Remerciements : tous les anonymes qui ont proposé des candidats, les
bénévoles des organisations affiliées en France (Samizdat.net, TéléPlaisance, Souriez vous êtes filmés, Les Virtualistes), les danseuses de l’Est parisien (service d’ordre), les adeptes de l’Eglise de la très sainte Consommation, ainsi que l’équipe de Conluences.
* * * * *
A propos des Big Brother Awards International
Lancée par Privacy International en octobre 1998 à Londres, cette
cérémonie vise à stigmatiser les menaces à la vie privée en montrant du
doigt les personnes, institutions et sociétés privées les plus actives
dans la promotion ou la conception de technologies de surveillance des
individus.

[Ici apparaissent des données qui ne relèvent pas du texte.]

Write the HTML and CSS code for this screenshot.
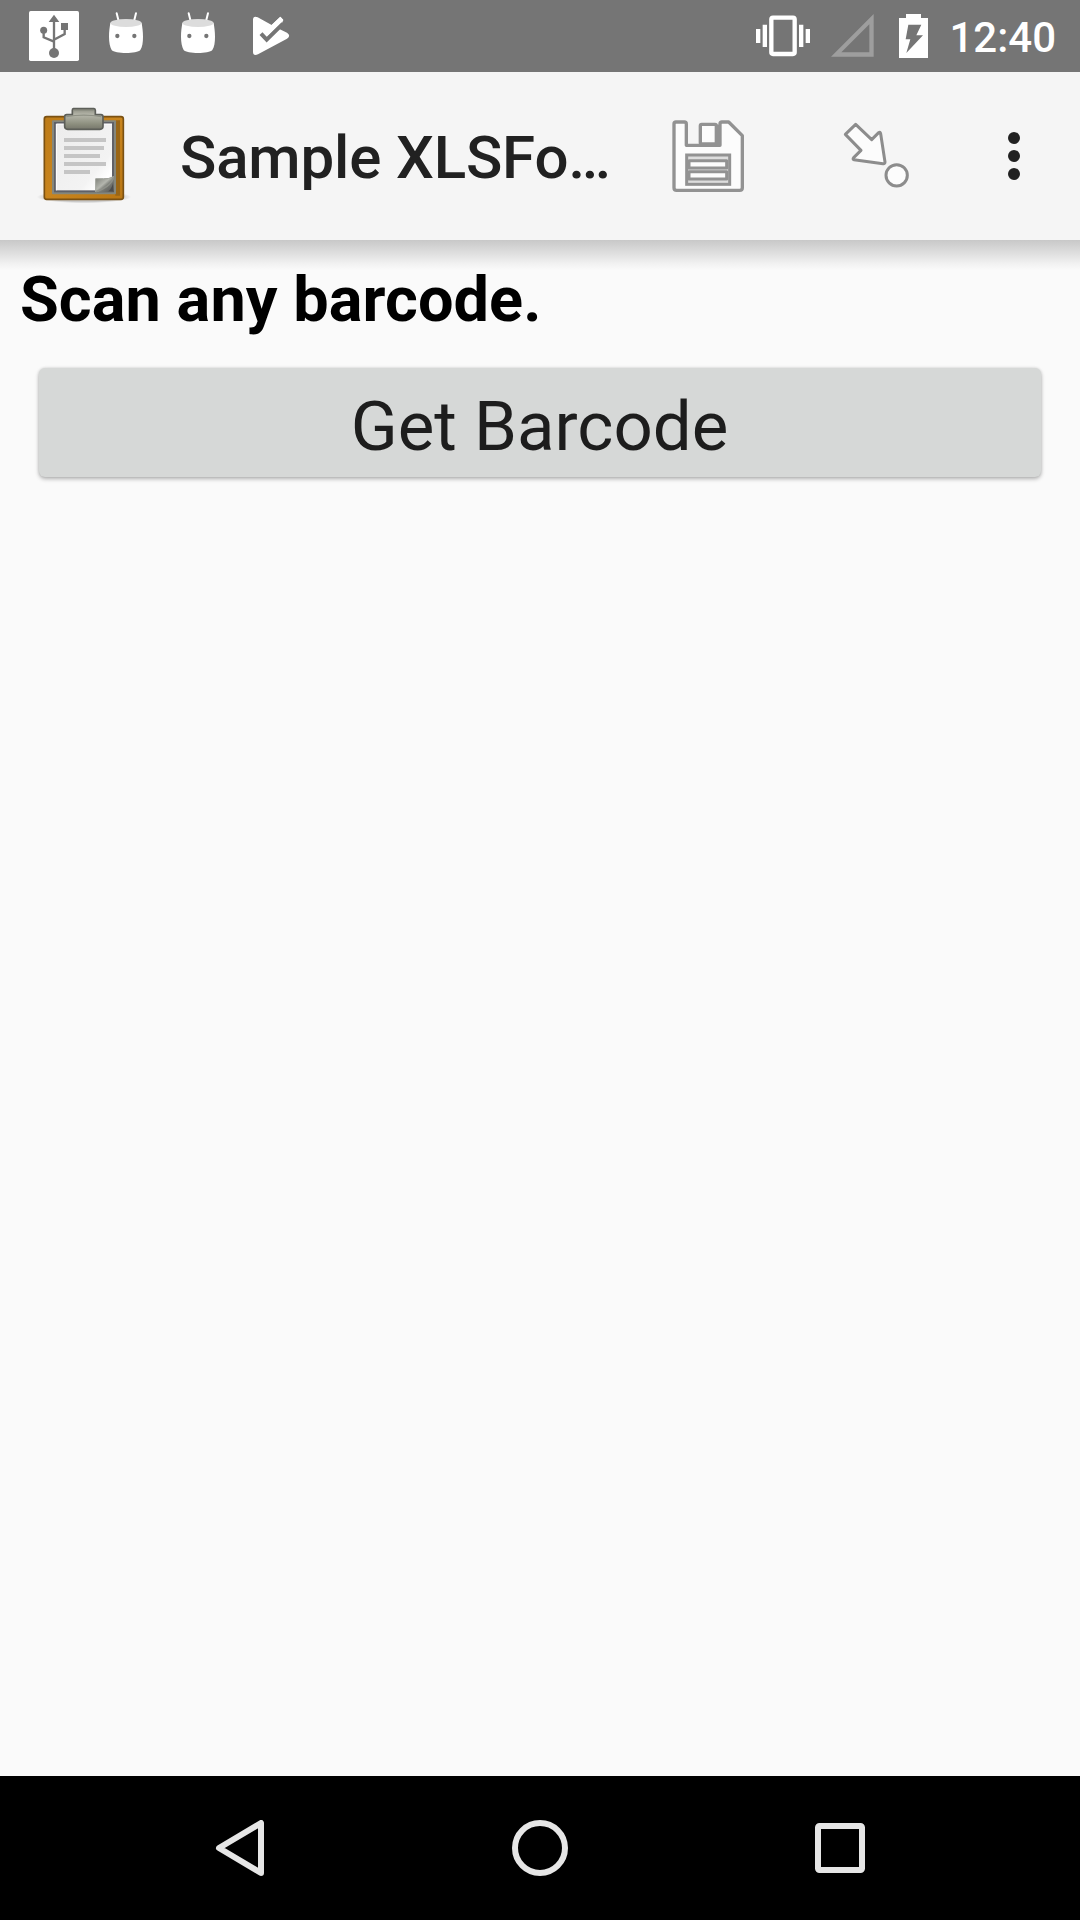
FILE: index.html
```html
<!DOCTYPE html>
<html lang="en">
<head>
<meta charset="utf-8">
<title>Sample XLSForm</title>
<link rel="stylesheet" href="styles.css">
</head>
<body>
<div class="screen">
  <header class="status">
    <div class="notifications">
      <svg width="50" height="50" viewBox="87 33 150 150">
        <rect x="87" y="33" width="150" height="150" rx="5" fill="#fff"/>
        <g fill="#757575"><circle cx="162" cy="159" r="15"/><circle cx="131" cy="91" r="10.500"/><path d="M162 44l16 22h-32zM183 69h21v21h-21z"/></g>
        <path d="M162 62v90M131 92v20l31 13M194 86v16l-32 17" fill="none" stroke="#757575" stroke-width="7"/>
      </svg>
      <svg width="34" height="42" viewBox="327 36 102 126">
        <path d="M350 40l6 24M408 40l-6 24" stroke="#fff" stroke-width="6" stroke-linecap="round"/>
        <path d="M331 69C329 82 327 94 327 110C327 127 330 141 335 150C344 162 412 162 421 150C427 141 429 127 429 110C429 94 427 82 425 69Z" fill="#fff"/>
        <ellipse cx="378" cy="69" rx="47" ry="12" fill="#dcdcdc"/>
        <g fill="#757575"><circle cx="352" cy="108" r="6.500"/><circle cx="403" cy="108" r="6.500"/></g>
      </svg>
      <svg width="34" height="42" viewBox="327 36 102 126">
        <path d="M350 40l6 24M408 40l-6 24" stroke="#fff" stroke-width="6" stroke-linecap="round"/>
        <path d="M331 69C329 82 327 94 327 110C327 127 330 141 335 150C344 162 412 162 421 150C427 141 429 127 429 110C429 94 427 82 425 69Z" fill="#fff"/>
        <ellipse cx="378" cy="69" rx="47" ry="12" fill="#dcdcdc"/>
        <g fill="#757575"><circle cx="352" cy="108" r="6.500"/><circle cx="403" cy="108" r="6.500"/></g>
      </svg>
      <svg class="check" width="38" height="40" viewBox="756 48 114 120">
        <path d="M759 60Q759 47 773 52L815 75L841 50L850 60L838 87L861 98Q874 107 861 116L774 163Q759 169 759 155Z" fill="#fff"/>
        <path d="M783 101l17 18l49-48" fill="none" stroke="#757575" stroke-width="12"/>
        <path d="M814 76L841 50L850 60L801 108Z" fill="#fff"/>
      </svg>
    </div>
    <div class="system">
      <svg width="54" height="42" viewBox="48 45 162 126">
        <rect x="94" y="53" width="70" height="109" rx="5" fill="none" stroke="#fff" stroke-width="13"/>
        <path d="M48 87h13v42H48zM68 74h13v67H68zM177 74h13v67h-13zM197 87h13v42h-13z" fill="#fff"/>
      </svg>
      <svg class="signal" width="43" height="43" viewBox="274 43 129 129">
        <path d="M274 171L402 43V171ZM305 158H389V74Z" fill="#9e9e9e" fill-rule="evenodd"/>
      </svg>
      <svg class="battery" width="29" height="44" viewBox="477 42 87 132">
        <path d="M477 54h21V42h45v12h21v120h-87z" fill="#fff"/>
        <path d="M505 74h39l-15 32h20l-50 53l12-41h-14z" fill="#757575"/>
      </svg>
      <span class="clock">12:40</span>
    </div>
  </header>

  <div class="appbar">
    <svg class="clipboard" width="110" height="120" viewBox="0 0 330 360">
      <defs>
        <linearGradient id="wood" x2="1" y2="1"><stop offset="0" stop-color="#bd7b17"/><stop offset=".5" stop-color="#c9851e"/><stop offset="1" stop-color="#b97613"/></linearGradient>
        <linearGradient id="paper" x2="1" y2="1"><stop offset="0" stop-color="#ececec"/><stop offset=".7" stop-color="#f3f3f3"/><stop offset=".85" stop-color="#fff"/><stop offset="1" stop-color="#ddd"/></linearGradient>
        <linearGradient id="metal" x2="0" y2="1"><stop offset="0" stop-color="#8c8d80"/><stop offset=".3" stop-color="#b6b7ab"/><stop offset=".75" stop-color="#8c8e7e"/><stop offset="1" stop-color="#76776b"/></linearGradient>
        <linearGradient id="curl" x2="1" y2="1"><stop offset="0" stop-color="#777972"/><stop offset=".45" stop-color="#b4b6ae"/><stop offset=".6" stop-color="#7a7c76"/><stop offset="1" stop-color="#555"/></linearGradient>
        <radialGradient id="ground"><stop offset=".75" stop-color="#000" stop-opacity=".18"/><stop offset="1" stop-color="#000" stop-opacity="0"/></radialGradient>
      </defs>
      <ellipse cx="162" cy="306" rx="142" ry="19" fill="url(#ground)"/>
      <rect x="43" y="65" width="237" height="248" rx="7" fill="url(#wood)" stroke="#7b5112" stroke-width="5"/>
      <path d="M258 76h12v226h-14z" fill="#9a6616"/>
      <rect x="66" y="76" width="192" height="222" rx="3" fill="#85877d"/>
      <rect x="75" y="84" width="174" height="205" fill="url(#paper)" stroke="#606167" stroke-width="6"/>
      <path d="M79 286V87H246" fill="none" stroke="#fff" stroke-width="3"/>
      <path d="M102 129h126v12H102zM102 153h120v12H102zM102 177h108v12H102zM102 201h126v12H102zM102 225h78v12H102z" fill="#c5c5c5"/>
      <path d="M197 291V251H219Q236 253 252 244V291Z" fill="url(#curl)"/>
      <path d="M198 290C219 285 247 268 250 246" fill="none" stroke="#8e9089" stroke-width="5"/>
      <path d="M197 291V251H220Q235 253 251 245" fill="none" stroke="#a1a39c" stroke-width="3"/>
      <path d="M235 289Q247 278 249 263V289Z" fill="#4c4c4c"/>
      <path d="M130 41H192Q196 41 196 46V59H213Q219 59 219 66V94Q219 103 210 103H113Q104 103 104 94V66Q104 59 110 59H127V46Q127 41 130 41Z" fill="url(#metal)" stroke="#5d5f59" stroke-width="5"/>
      <path d="M131 46H191M109 65Q161 56 214 65" fill="none" stroke="#8e9084" stroke-width="4"/>
    </svg>
    <h1 class="title">Sample XLSFo…</h1>
    <svg class="save" width="110" height="110" viewBox="0 0 330 330">
      <g fill="#fcfcfc" stroke="#929292" stroke-width="10" stroke-linejoin="round">
        <path d="M78 66H103Q109 66 109 72V136H210V72Q210 66 216 66H236L277 107V263Q277 271 269 271H80Q72 271 72 263V72Q72 66 78 66Z"/>
        <rect x="151" y="73" width="48" height="59" rx="4"/>
        <path d="M205 74V134"/>
        <rect x="110" y="165" width="129" height="88" fill="#ddd" stroke-width="9" stroke-linejoin="miter"/>
        <rect x="117" y="182" width="113" height="22" stroke-width="9"/>
        <rect x="117" y="215" width="113" height="22" stroke-width="9"/>
      </g>
    </svg>
    <svg class="jump" width="110" height="110" viewBox="0 0 330 330">
      <g fill="#fcfcfc" stroke="#8c8c8c" stroke-width="9" stroke-linejoin="round">
        <path d="M76 103L107 73L155 119L176 98Q181 94 182 101L195 186Q195 192 189 191L102 179Q97 178 101 173L123 151Z"/>
        <circle cx="230" cy="226" r="32"/>
      </g>
    </svg>
    <svg class="more" width="12" height="48" viewBox="0 0 12 48" fill="#212121"><circle cx="6" cy="6" r="6"/><circle cx="6" cy="24" r="6"/><circle cx="6" cy="42" r="6"/></svg>
  </div>

  <main class="content">
    <h2 class="question">Scan any barcode.</h2>
    <button class="scan">Get Barcode</button>
  </main>

  <nav class="navbar">
    <svg width="56" height="56" viewBox="0 0 56 56"><path d="M49 3V53L7 28Z"/></svg>
    <svg width="56" height="56" viewBox="0 0 56 56"><circle cx="28" cy="28" r="25"/></svg>
    <svg width="56" height="56" viewBox="0 0 56 56"><rect x="6" y="6" width="44" height="44" rx="1.500"/></svg>
  </nav>
</div>
</body>
</html>
```

FILE: styles.css
```css
* { box-sizing: border-box; }
body { margin: 0; font-family: Roboto, "Liberation Sans", sans-serif; }
svg { display: block; flex: none; }
h1, h2 { margin: 0; white-space: nowrap; }

.screen {
  width: 1080px;
  height: 1920px;
  display: flex;
  flex-direction: column;
  background: #fafafa;
  overflow: hidden;
}

.status {
  height: 72px;
  flex: none;
  display: flex;
  justify-content: space-between;
  align-items: flex-start;
  padding: 11px 24px 0 29px;
  background: #757575;
}
.notifications { display: flex; gap: 38px; padding-right: 8px; }
.notifications svg + svg { margin-top: 1px; }
.notifications svg:nth-child(2) { margin-left: -8px; }
.notifications .check { margin-left: -1px; margin-top: 5px; }
.system { display: flex; align-items: flex-start; }
.system > svg:first-child { margin-top: 4px; }
.signal { margin: 3px 0 0 21px; }
.battery { margin: 3px 0 0 25px; }
.clock {
  margin-left: 21px;
  font-size: 42px;
  font-weight: 500;
  line-height: 54px;
  color: #fff;
}

.appbar {
  height: 168px;
  flex: none;
  display: flex;
  align-items: flex-start;
  padding-left: 30px;
  background: #f5f5f5;
}
.clipboard { margin-top: 23px; }
.title {
  width: 470px;
  margin: 51px 0 0 40px;
  font-size: 60px;
  font-weight: 500;
  line-height: 70px;
  letter-spacing: -.15px;
  color: #212121;
}
.save { margin-top: 28px; }
.jump { margin: 28px 0 0 60px; }
.more { margin: 60px 0 0 78px; }

.content {
  flex: 1;
  padding: 24px 39px 0 20px;
  background: linear-gradient(#c8c8c8, #e0e0e0 14px, #f0f0f0 23px, #fafafa 30px);
}
.question {
  font-size: 63px;
  font-weight: 700;
  line-height: 72px;
  letter-spacing: .06px;
  color: #000;
}
.scan {
  display: block;
  width: 1002px;
  height: 109px;
  margin: 32px 0 0 19px;
  padding: 9px 1px 0 0;
  border: 0;
  border-radius: 6px;
  background: #d6d8d7;
  box-shadow: 0 2px 4px rgba(0, 0, 0, .28), 0 0 3px rgba(0, 0, 0, .12);
  font-family: inherit;
  font-size: 69px;
  line-height: 100px;
  color: #1d1d1d;
}

.navbar {
  height: 144px;
  flex: none;
  display: flex;
  justify-content: center;
  align-items: center;
  gap: 244px;
  background: #000;
}
.navbar svg {
  fill: none;
  stroke: #e6e6e6;
  stroke-width: 6;
  stroke-linejoin: round;
}
```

En 2002 les BBA ont été organisés dans une quinzaine de pays
d’Europe, d’Asie et d’Amérique du Nord (dernier en date en 2004 : la
nouvelle Zélande). L’esprit s’inspire du roman "1984" de George Orwell,
et a obtenu le soutien moral de Richard Blair, fils du célèbre évrivain,
de son vrai nom Eric Blair.
+ Site fédérateur (anglais) : http://www.bigbrotherawards.org
+ Site BBA-F (français) : http://www.bigbrotherawards.eu.org
A propos de Privacy International
+ PI est une ONG créée à Londres en 1990 pour éveiller l’opinion sur
l’érosion de la vie privée et pour lutter contre les nouvelles
technologies de surveillance des individus. Depuis, PI a été à l’origine
d’une trentaine de conférences, participant en tant qu’ONG a des
dizaines de réunions internationales, à des milliers d’interventions ou
d’interviews dans les médias, organisant des campagnes de
sensibilisation, témoignant auprès d’instances gouvernementales ou
parlementaires, comme la Chambre des Lords, le Parlement canadien,
l’OCDE, l’UNESCO, le Parlement européen et l’Assemblée du Conseil de
l’Europe. Enregistrée au Royaume-Uni en tant qu’association à but non
lucratif (Non-profit Limited Company n° 4354366).